-- START --

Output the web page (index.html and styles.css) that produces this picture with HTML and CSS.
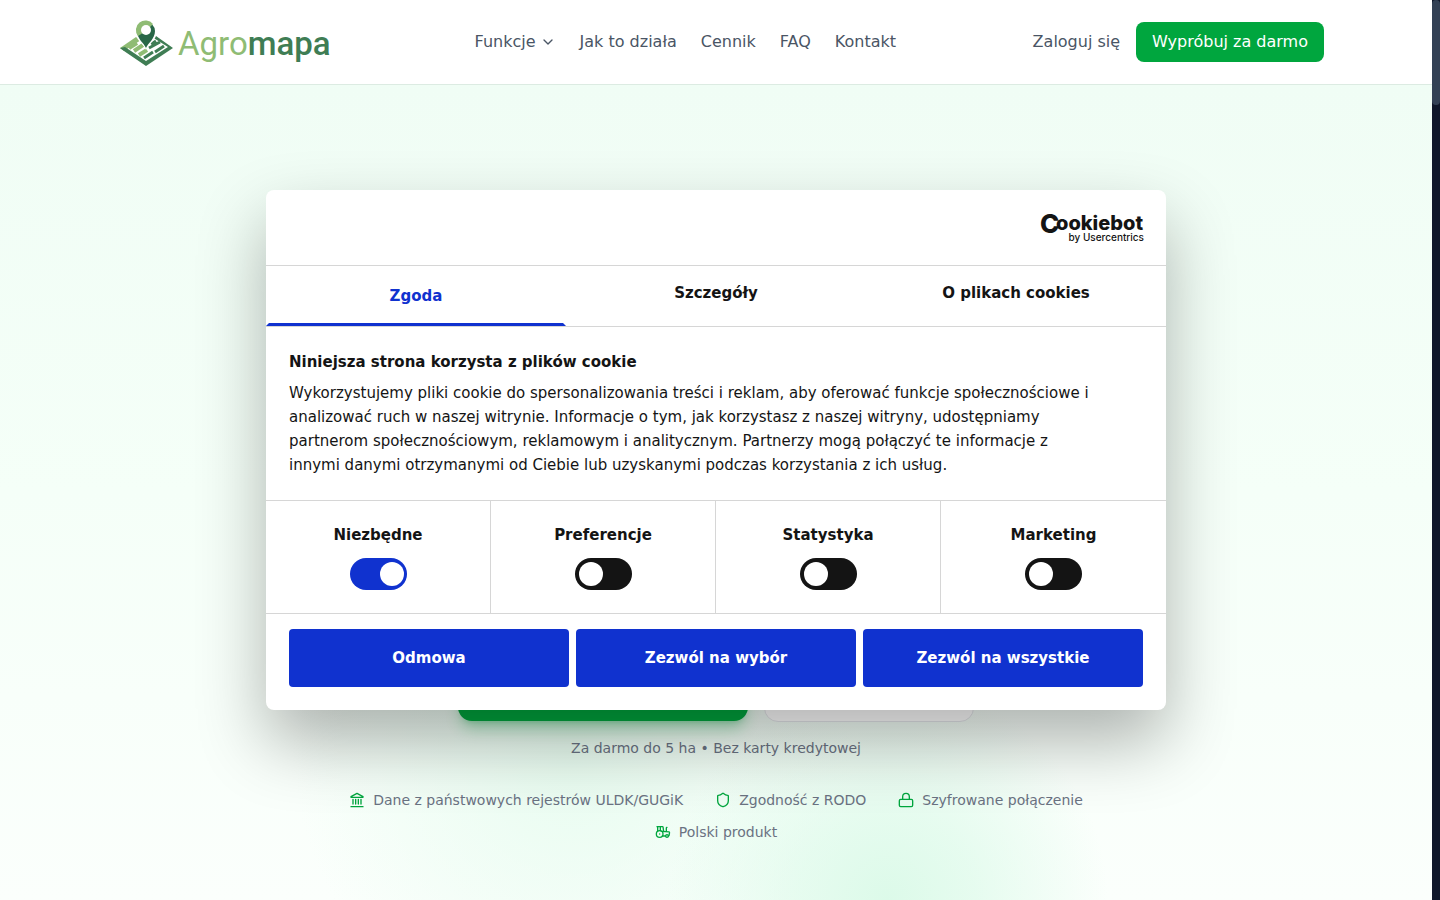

-- END --
-- START --

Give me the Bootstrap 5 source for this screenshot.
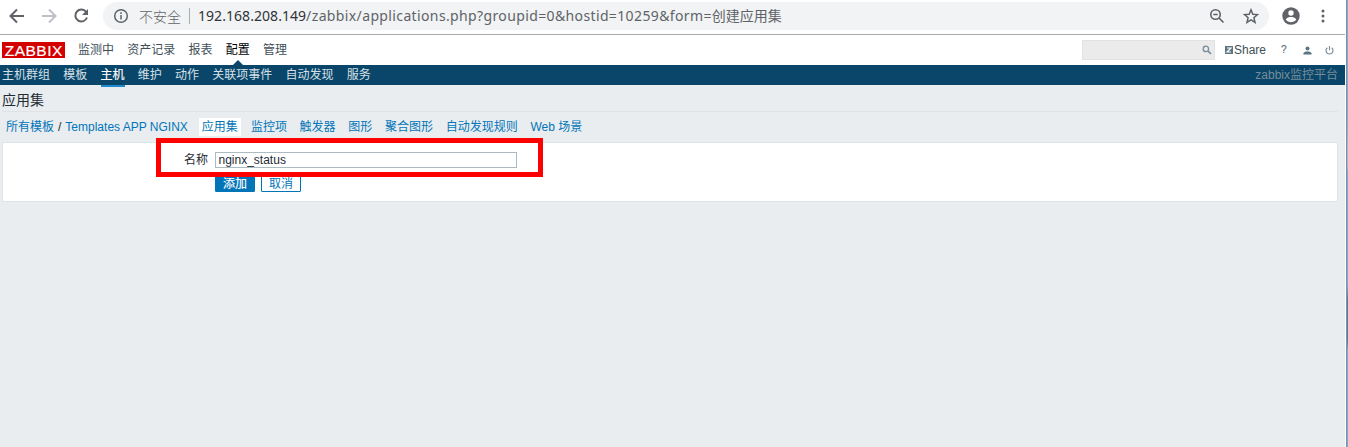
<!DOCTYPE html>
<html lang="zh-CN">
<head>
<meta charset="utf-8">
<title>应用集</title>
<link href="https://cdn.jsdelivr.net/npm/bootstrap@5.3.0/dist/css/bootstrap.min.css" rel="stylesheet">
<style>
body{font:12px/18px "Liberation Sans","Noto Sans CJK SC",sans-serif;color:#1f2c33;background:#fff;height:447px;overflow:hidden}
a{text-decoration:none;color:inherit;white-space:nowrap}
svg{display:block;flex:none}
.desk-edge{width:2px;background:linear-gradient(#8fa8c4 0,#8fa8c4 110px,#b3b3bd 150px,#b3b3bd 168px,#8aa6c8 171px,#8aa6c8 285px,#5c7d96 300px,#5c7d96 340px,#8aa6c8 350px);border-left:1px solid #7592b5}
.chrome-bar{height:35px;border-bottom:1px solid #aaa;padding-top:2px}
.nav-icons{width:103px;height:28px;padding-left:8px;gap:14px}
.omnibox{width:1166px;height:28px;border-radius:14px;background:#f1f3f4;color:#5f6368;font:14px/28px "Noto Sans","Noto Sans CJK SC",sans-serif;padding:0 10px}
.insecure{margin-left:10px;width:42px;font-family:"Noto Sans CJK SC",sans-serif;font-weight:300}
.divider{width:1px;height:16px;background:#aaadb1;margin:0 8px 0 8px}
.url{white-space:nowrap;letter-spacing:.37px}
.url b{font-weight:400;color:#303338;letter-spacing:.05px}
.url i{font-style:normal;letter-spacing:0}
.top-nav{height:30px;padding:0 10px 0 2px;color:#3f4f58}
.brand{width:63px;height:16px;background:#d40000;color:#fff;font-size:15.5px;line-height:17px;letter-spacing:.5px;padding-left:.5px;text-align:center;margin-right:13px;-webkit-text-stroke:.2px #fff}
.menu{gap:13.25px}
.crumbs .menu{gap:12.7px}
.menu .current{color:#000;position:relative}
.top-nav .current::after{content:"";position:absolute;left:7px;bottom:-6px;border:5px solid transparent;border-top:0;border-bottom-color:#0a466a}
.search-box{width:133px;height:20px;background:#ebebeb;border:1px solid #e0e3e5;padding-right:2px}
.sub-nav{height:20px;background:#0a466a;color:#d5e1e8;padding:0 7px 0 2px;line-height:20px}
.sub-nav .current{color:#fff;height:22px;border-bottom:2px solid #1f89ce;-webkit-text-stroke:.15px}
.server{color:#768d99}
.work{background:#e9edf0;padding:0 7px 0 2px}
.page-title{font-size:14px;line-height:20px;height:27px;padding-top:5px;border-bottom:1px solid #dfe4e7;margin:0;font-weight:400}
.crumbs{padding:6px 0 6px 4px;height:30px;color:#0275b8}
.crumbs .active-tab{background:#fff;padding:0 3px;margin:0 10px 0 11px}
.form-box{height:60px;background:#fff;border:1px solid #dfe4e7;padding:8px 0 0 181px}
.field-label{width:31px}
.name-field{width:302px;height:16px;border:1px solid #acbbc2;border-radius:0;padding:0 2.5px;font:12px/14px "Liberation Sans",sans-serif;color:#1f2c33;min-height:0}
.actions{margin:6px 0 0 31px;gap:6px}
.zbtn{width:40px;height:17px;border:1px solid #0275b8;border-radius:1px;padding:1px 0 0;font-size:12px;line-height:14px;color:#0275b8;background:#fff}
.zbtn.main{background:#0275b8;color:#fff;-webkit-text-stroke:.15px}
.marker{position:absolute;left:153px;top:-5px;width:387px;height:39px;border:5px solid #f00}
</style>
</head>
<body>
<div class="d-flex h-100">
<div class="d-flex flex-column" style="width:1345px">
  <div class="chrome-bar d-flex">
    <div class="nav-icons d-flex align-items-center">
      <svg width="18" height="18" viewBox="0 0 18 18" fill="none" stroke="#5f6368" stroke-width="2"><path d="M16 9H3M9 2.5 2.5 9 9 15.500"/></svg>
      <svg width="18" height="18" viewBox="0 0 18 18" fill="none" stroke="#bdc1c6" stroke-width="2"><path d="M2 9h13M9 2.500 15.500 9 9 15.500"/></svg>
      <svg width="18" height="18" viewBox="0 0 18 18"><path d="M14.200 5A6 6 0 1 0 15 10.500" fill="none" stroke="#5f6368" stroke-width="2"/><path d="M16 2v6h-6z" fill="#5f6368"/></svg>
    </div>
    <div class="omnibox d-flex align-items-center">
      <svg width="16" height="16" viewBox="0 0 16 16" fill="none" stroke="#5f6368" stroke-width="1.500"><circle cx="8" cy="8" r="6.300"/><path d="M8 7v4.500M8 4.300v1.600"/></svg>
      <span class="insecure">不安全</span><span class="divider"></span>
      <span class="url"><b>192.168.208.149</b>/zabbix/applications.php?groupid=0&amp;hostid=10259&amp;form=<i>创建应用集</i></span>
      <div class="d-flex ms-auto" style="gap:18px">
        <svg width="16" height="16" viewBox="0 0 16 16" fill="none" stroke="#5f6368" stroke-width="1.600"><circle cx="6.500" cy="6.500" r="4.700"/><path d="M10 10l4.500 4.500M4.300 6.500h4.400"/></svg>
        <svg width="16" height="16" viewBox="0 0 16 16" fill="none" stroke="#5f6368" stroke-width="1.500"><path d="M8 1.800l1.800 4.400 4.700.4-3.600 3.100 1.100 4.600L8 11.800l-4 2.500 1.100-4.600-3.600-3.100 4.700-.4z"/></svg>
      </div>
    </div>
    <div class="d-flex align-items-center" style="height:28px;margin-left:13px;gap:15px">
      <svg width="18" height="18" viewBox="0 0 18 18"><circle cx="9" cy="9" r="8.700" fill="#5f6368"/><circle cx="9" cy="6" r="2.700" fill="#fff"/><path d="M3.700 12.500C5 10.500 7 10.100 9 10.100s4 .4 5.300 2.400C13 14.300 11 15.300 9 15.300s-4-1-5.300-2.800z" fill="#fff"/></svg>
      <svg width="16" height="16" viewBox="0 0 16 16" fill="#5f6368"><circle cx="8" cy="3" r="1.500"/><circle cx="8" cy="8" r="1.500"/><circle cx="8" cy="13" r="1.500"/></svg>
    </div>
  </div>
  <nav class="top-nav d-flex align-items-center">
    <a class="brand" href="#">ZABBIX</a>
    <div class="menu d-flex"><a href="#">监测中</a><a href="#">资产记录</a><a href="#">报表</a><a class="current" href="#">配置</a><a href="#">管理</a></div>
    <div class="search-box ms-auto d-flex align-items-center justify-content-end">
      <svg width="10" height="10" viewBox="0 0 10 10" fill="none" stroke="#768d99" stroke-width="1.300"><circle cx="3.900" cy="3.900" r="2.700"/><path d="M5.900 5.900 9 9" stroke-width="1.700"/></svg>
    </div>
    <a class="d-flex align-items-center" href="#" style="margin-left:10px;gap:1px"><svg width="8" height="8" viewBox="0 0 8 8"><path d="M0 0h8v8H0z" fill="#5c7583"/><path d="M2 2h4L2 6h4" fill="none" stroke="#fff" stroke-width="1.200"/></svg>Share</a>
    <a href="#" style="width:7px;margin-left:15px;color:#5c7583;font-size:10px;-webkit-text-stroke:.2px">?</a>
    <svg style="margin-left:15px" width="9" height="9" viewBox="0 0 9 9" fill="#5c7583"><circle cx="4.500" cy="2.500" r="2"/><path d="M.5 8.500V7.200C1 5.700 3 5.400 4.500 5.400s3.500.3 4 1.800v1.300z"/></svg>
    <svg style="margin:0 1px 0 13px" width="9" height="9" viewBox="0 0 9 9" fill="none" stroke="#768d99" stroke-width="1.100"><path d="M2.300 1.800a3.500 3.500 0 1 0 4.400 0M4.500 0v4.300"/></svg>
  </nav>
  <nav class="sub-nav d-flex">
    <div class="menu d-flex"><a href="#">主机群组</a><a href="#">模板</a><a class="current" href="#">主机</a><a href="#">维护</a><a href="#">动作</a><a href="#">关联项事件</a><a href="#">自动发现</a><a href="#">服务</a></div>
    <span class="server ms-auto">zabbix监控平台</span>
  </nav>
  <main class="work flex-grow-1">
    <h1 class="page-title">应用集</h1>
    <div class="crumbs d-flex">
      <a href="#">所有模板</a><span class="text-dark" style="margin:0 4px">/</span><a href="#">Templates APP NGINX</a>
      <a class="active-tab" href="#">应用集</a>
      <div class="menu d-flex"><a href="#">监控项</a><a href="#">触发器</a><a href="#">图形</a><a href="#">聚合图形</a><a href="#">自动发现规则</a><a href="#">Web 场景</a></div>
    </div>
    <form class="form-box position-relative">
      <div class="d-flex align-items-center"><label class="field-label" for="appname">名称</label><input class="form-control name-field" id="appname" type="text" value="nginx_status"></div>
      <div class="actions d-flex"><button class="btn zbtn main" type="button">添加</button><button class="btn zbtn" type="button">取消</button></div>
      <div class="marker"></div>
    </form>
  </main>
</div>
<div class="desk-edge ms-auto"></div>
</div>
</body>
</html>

-- END --

## Problem statement
Extract every line containing the string "html" from the data above.

## Solution to this task
Output the web page (index.html and styles.css) that produces this picture with HTML and CSS.
<!DOCTYPE html>
<html lang="zh-CN">
</html>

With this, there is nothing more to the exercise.